## Written exercise
Pictures in the data below are not part of the copy; transcribe everything else exactly.

## Provided data
***
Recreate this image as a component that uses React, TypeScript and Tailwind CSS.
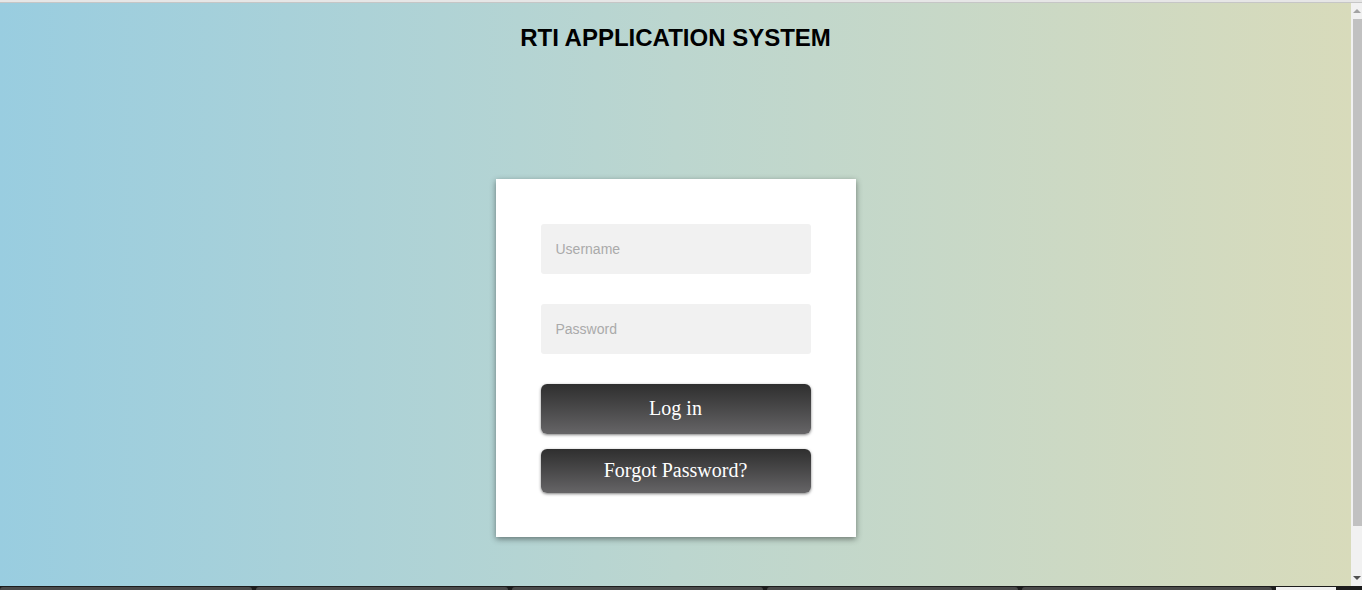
export default function App() {
    return (
        <div className="h-[590px] w-[1362px] overflow-hidden flex flex-col bg-[#e8e8e8]">
            {/* browser top edge */}
            <div className="h-[3px] bg-[#e6e6e6] border-b border-[#c6c6c6]" />

            <div className="flex flex-1 min-h-0">
                <main className="flex-1 flex flex-col items-center bg-gradient-to-r from-[#99cde0] via-[#bcd6cf] to-[#d8dbbb]">
                    <h1 className="mt-[22px] leading-[26px] text-[24px] font-bold text-black font-['Liberation_Sans',Arial,sans-serif]">
                        RTI APPLICATION SYSTEM
                    </h1>

                    {/* Card */}
                    <div className="mt-[128px] w-[360px] h-[358px] bg-white shadow-[0_2px_6px_rgba(0,0,0,0.45)] px-[45px] pt-[45px] flex flex-col">
                        <input
                            type="text"
                            placeholder="Username"
                            className="h-[50px] w-full rounded-[3px] bg-[#f1f1f1] px-[15px] text-[14px] text-gray-700 placeholder:text-[#aaaaaa] outline-none font-['Liberation_Sans',Arial,sans-serif]"
                        />
                        <input
                            type="password"
                            placeholder="Password"
                            className="mt-[30px] h-[50px] w-full rounded-[3px] bg-[#f1f1f1] px-[15px] text-[14px] text-gray-700 placeholder:text-[#aaaaaa] outline-none font-['Liberation_Sans',Arial,sans-serif]"
                        />
                        <button className="mt-[30px] h-[50px] pb-[2px] w-full rounded-[6px] bg-gradient-to-b from-[#2f2f2f] to-[#666567] text-white text-[20px] shadow-[0_1px_3px_rgba(0,0,0,0.5)] font-['Liberation_Serif','Times_New_Roman',serif]">
                            Log in
                        </button>
                        <button className="mt-[15px] h-[44px] pb-[2px] w-full rounded-[6px] bg-gradient-to-b from-[#2f2f2f] to-[#666567] text-white text-[20px] shadow-[0_1px_3px_rgba(0,0,0,0.5)] font-['Liberation_Serif','Times_New_Roman',serif]">
                            Forgot Password?
                        </button>
                    </div>
                </main>

                {/* scrollbar */}
                <div className="w-[11px] bg-[#f1f1f1] flex flex-col items-center">
                    <div className="h-[16px] flex items-center justify-center">
                        <div className="w-0 h-0 border-l-[4px] border-r-[4px] border-b-[4px] border-l-transparent border-r-transparent border-b-[#a3a3a3]" />
                    </div>
                    <div className="ml-[2px] w-[9px] h-[507px] bg-[#c1c1c1]" />
                    <div className="flex-1 flex items-end justify-center pb-[6px]">
                        <div className="w-0 h-0 border-l-[4px] border-r-[4px] border-t-[4px] border-l-transparent border-r-transparent border-t-[#505050]" />
                    </div>
                </div>
            </div>

            {/* bottom strip */}
            <div className="h-[4px] bg-[#1c1c1c] flex gap-[4px] items-end">
                <div className="w-[252px] h-[3px] rounded-t-[3px] bg-[#4a4a4a]" />
                <div className="w-[252px] h-[3px] rounded-t-[3px] bg-[#4a4a4a]" />
                <div className="w-[251px] h-[3px] rounded-t-[3px] bg-[#4a4a4a]" />
                <div className="w-[251px] h-[3px] rounded-t-[3px] bg-[#4a4a4a]" />
                <div className="w-[250px] h-[3px] rounded-t-[3px] bg-[#4a4a4a]" />
                <div className="w-[60px] h-[3px] bg-[#f0f0f0]" />
            </div>
        </div>
    );
}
***
## Solution to this problem
Recreate this image as a component that uses React, TypeScript and Tailwind CSS.
export default function App() {
    return (
        <div className="h-[590px] w-[1362px] overflow-hidden flex flex-col bg-[#e8e8e8]">
            {/* browser top edge */}
            <div className="h-[3px] bg-[#e6e6e6] border-b border-[#c6c6c6]" />

            <div className="flex flex-1 min-h-0">
                <main className="flex-1 flex flex-col items-center bg-gradient-to-r from-[#99cde0] via-[#bcd6cf] to-[#d8dbbb]">
                    <h1 className="mt-[22px] leading-[26px] text-[24px] font-bold text-black font-['Liberation_Sans',Arial,sans-serif]">
                        RTI APPLICATION SYSTEM
                    </h1>

                    {/* Card */}
                    <div className="mt-[128px] w-[360px] h-[358px] bg-white shadow-[0_2px_6px_rgba(0,0,0,0.45)] px-[45px] pt-[45px] flex flex-col">
                        <input
                            type="text"
                            placeholder="Username"
                            className="h-[50px] w-full rounded-[3px] bg-[#f1f1f1] px-[15px] text-[14px] text-gray-700 placeholder:text-[#aaaaaa] outline-none font-['Liberation_Sans',Arial,sans-serif]"
                        />
                        <input
                            type="password"
                            placeholder="Password"
                            className="mt-[30px] h-[50px] w-full rounded-[3px] bg-[#f1f1f1] px-[15px] text-[14px] text-gray-700 placeholder:text-[#aaaaaa] outline-none font-['Liberation_Sans',Arial,sans-serif]"
                        />
                        <button className="mt-[30px] h-[50px] pb-[2px] w-full rounded-[6px] bg-gradient-to-b from-[#2f2f2f] to-[#666567] text-white text-[20px] shadow-[0_1px_3px_rgba(0,0,0,0.5)] font-['Liberation_Serif','Times_New_Roman',serif]">
                            Log in
                        </button>
                        <button className="mt-[15px] h-[44px] pb-[2px] w-full rounded-[6px] bg-gradient-to-b from-[#2f2f2f] to-[#666567] text-white text-[20px] shadow-[0_1px_3px_rgba(0,0,0,0.5)] font-['Liberation_Serif','Times_New_Roman',serif]">
                            Forgot Password?
                        </button>
                    </div>
                </main>

                {/* scrollbar */}
                <div className="w-[11px] bg-[#f1f1f1] flex flex-col items-center">
                    <div className="h-[16px] flex items-center justify-center">
                        <div className="w-0 h-0 border-l-[4px] border-r-[4px] border-b-[4px] border-l-transparent border-r-transparent border-b-[#a3a3a3]" />
                    </div>
                    <div className="ml-[2px] w-[9px] h-[507px] bg-[#c1c1c1]" />
                    <div className="flex-1 flex items-end justify-center pb-[6px]">
                        <div className="w-0 h-0 border-l-[4px] border-r-[4px] border-t-[4px] border-l-transparent border-r-transparent border-t-[#505050]" />
                    </div>
                </div>
            </div>

            {/* bottom strip */}
            <div className="h-[4px] bg-[#1c1c1c] flex gap-[4px] items-end">
                <div className="w-[252px] h-[3px] rounded-t-[3px] bg-[#4a4a4a]" />
                <div className="w-[252px] h-[3px] rounded-t-[3px] bg-[#4a4a4a]" />
                <div className="w-[251px] h-[3px] rounded-t-[3px] bg-[#4a4a4a]" />
                <div className="w-[251px] h-[3px] rounded-t-[3px] bg-[#4a4a4a]" />
                <div className="w-[250px] h-[3px] rounded-t-[3px] bg-[#4a4a4a]" />
                <div className="w-[60px] h-[3px] bg-[#f0f0f0]" />
            </div>
        </div>
    );
}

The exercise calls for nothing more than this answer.